Dear Snarky – How Not to Suck at Recruiting & Retaining School Volunteers

dear_snarky_logoAs the school year is about to end there’s a topic I decided desperately needed to be addressed – school volunteers. I get a lot of letters from mothers complaining either about how nobody volunteers at their kid’s school and they’re having to do all the work to the opposite end of the spectrum about how the PTA, PTO whatever, is a mom clique that they can’t infiltrate. Well, I’m coming to the rescue with this advice about how to recruit and retain a quality school volunteer team. (As always feel free to print and laminate.)

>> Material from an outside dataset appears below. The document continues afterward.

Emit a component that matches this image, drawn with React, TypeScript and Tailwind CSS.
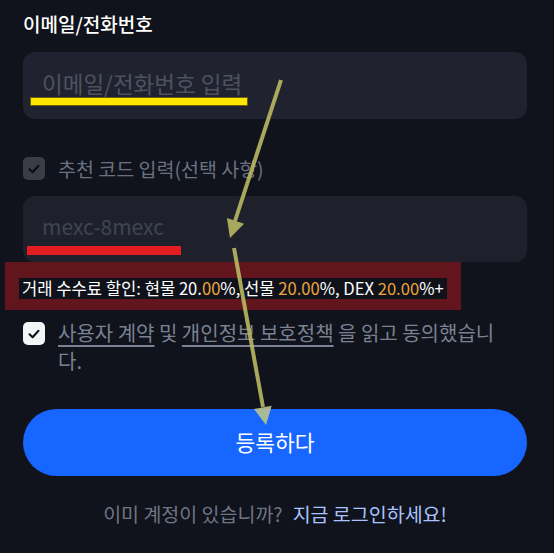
import React from "react";

const font = { fontFamily: '"Noto Sans CJK KR", "Noto Sans", sans-serif' };

function Check({ light }: { light?: boolean }) {
  return (
    <div
      className={
        "w-[22px] h-[23px] rounded-[5px] flex items-center justify-center shrink-0 " +
        (light ? "bg-[#f4f5f7]" : "bg-[#3a3d46]")
      }
    >
      <svg width="14" height="14" viewBox="0 0 14 14" fill="none">
        <path d="M2.5 7.3 L5.6 10.2 L11.5 3.8" stroke="#0b0d12" strokeWidth="2" strokeLinecap="round" strokeLinejoin="round" />
      </svg>
    </div>
  );
}

export default function App() {
  return (
    <div className="relative w-[554px] h-[553px] overflow-hidden bg-[#10131b]" style={font}>
      <div className="flex flex-col pl-[23px] pr-[27px] pt-[11px]">
        <div className="text-[19px] leading-[26px] font-medium text-white">이메일/전화번호</div>

        <div className="relative mt-[15px] h-[67px] rounded-[12px] bg-[#20232f] flex items-center pl-[19px] pb-[4px]">
          <span className="text-[22.5px] text-[#4d5260]">이메일/전화번호 입력</span>
          <div className="absolute left-[7px] top-[45px] w-[218px] h-[9px] bg-[#ffe600] border border-[#6b5e10]" />
        </div>

        <div className="mt-[38px] flex items-center gap-[13px]">
          <Check />
          <span className="text-[19.5px] leading-[23px] text-[#6b7080]">추천 코드 입력(선택 사항)</span>
        </div>

        <div className="relative mt-[16px] h-[66px] rounded-[12px] bg-[#1e212c] flex items-center pl-[19px] pb-[4px]">
          <span className="text-[21px] text-[#3f4452]">mexc-8mexc</span>
          <div className="absolute left-[4px] top-[50px] w-[154px] h-[9px] bg-[#e31c22]" />
        </div>

        <div className="-ml-[18px] w-[456px] h-[48px] bg-[#62151c] pl-[14px] pt-[14px]">
          <div className="inline-block bg-[#0f121a] px-[3px] h-[21px] text-[16.6px] leading-[21px] text-white whitespace-nowrap">
            거래 수수료 할인: 현물 20.<span className="text-[#eea53a]">00</span>%, 선물{" "}
            <span className="text-[#eea53a]">20.00</span>%, DEX <span className="text-[#eea53a]">20.00</span>%+
          </div>
        </div>

        <div className="mt-[12px] flex items-start gap-[13px]">
          <Check light />
          <p className="w-[445px] text-[20px] leading-[28px] -mt-[3px] text-[#7a8192]">
            <span className="underline underline-offset-[4px]">사용자 계약</span> 및{" "}
            <span className="underline underline-offset-[4px]"> 개인정보 보호정책</span> 을 읽고 동의했습니다.
          </p>
        </div>

        <button className="mt-[34px] h-[67px] w-full rounded-full bg-[#1766ff] text-white text-[21.5px] flex items-center justify-center">
          등록하다
        </button>

        <div className="mt-[25px] flex justify-center items-center gap-[10px] text-[19.5px] leading-[26px]">
          <span className="text-[#6f7585]">이미 계정이 있습니까?</span>
          <span className="text-[#a8c3ff]">지금 로그인하세요!</span>
        </div>
      </div>

      <svg className="absolute inset-0 pointer-events-none" width="554" height="553" viewBox="0 0 554 553">
        <g opacity="0.9">
          <line x1="281" y1="80" x2="235" y2="221" stroke="#b9b864" strokeWidth="4" />
          <polygon points="230,238 244.1,223.7 226.9,218.1" fill="#b9b864" />
          <line x1="234" y1="248" x2="263" y2="407" stroke="#b9b864" strokeWidth="4" />
          <polygon points="266,425 271.7,405.7 253.9,408.9" fill="#b9c48e" />
        </g>
      </svg>
    </div>
  );
}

Quit Being A Control Freak: This is for all the moms who pride themselves on being OCD. Well, here’s the deal – your OCD is making moms run away from helping you in any kind of volunteer capacity. Your freak out over how another mom stapled the school newsletter doesn’t make you look highly organized with a keen eye for detail. It’s behavior that is exhausting to the rest of humanity and makes you look off your meds crazy. When I signed up to help with the Teacher Appreciation Luncheon and then received an email from the PTO with a recipe of what to make AND what brand of ingredients (Whole Foods, of course) I should use along with what kind of serving dish to put it in I can assure you that was my last time to EVER sign up to help with that event.

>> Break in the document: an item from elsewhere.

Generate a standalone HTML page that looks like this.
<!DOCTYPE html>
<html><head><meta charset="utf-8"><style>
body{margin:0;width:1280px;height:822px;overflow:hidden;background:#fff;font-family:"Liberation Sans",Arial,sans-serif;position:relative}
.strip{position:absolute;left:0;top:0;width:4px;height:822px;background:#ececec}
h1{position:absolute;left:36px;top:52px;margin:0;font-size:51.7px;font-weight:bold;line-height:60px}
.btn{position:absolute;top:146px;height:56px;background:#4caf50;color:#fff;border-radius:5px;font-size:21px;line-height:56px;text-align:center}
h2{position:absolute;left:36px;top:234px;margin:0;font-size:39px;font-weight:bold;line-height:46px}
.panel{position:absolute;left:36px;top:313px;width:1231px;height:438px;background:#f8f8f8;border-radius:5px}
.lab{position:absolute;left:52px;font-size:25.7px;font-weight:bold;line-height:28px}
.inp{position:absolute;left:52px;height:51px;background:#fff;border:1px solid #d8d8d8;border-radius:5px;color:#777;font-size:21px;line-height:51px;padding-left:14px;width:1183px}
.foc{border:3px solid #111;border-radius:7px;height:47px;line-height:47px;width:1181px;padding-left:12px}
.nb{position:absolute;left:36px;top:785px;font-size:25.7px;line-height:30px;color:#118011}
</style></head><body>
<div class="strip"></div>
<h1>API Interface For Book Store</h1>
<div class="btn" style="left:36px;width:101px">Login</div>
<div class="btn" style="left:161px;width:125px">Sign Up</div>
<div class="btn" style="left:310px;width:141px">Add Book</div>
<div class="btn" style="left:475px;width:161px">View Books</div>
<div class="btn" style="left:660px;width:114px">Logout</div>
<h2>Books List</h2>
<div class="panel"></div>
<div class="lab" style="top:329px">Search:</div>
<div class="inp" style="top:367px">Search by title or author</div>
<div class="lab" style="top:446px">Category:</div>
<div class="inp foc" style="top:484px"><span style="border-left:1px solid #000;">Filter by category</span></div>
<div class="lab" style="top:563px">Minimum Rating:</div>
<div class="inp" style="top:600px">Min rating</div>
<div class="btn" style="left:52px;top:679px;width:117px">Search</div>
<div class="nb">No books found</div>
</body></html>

Be Welcoming: The PTO is not a sorority mixer. It’s also not a country club with membership requirements based on your income or the car your drive. It does not have a dress code or uniform that specifies must look good in Yoga pants to volunteer. The fact that a mother does not wear spandex or drives a vintage AMC Pacer should not disqualify her from your volunteer pool. This type of social segregation leads to chronic volunteer inbreeding and results in having more talkers than doers on your committees.

Parents are Not ATM Machines: If all your school organization is designed to do is shake parents down for money than good luck because you will experience a mass exodus of volunteers after their first year in.

Smile: Oh sure, you say you want everybody to join but you’re not going to get or retain volunteers if you’re chairman of the stern scold. By that I mean using meetings to browbeat volunteers as to why they aren’t doing enough or how last year’s parents were so much better. (Too bad you ran those folks off.)

Acknowledge volunteers outside the school environment: If you want to tick me off, and I mean really tick me off, be one of those moms that is all lovey-dovey to me in school because I took on some job no one else wanted and then pretend you don’t know me when you see me at the grocery store. Really? Like I’m good enough to do the grunt work but don’t measure up as a human being outside of school. Those kind of moms can kiss my help (and something else) goodbye.

Gratitude: Be thankful for your volunteers. They may not be perfect (like you) but they’re free labor and all you’ve got. Appreciate what every mom does even if it’s something as simple (but important) like napkins for the last day of school party. You’re a mom, you know all about getting the best out of your kids now apply those same principles to your volunteer efforts and you’ll be amazed at what happens.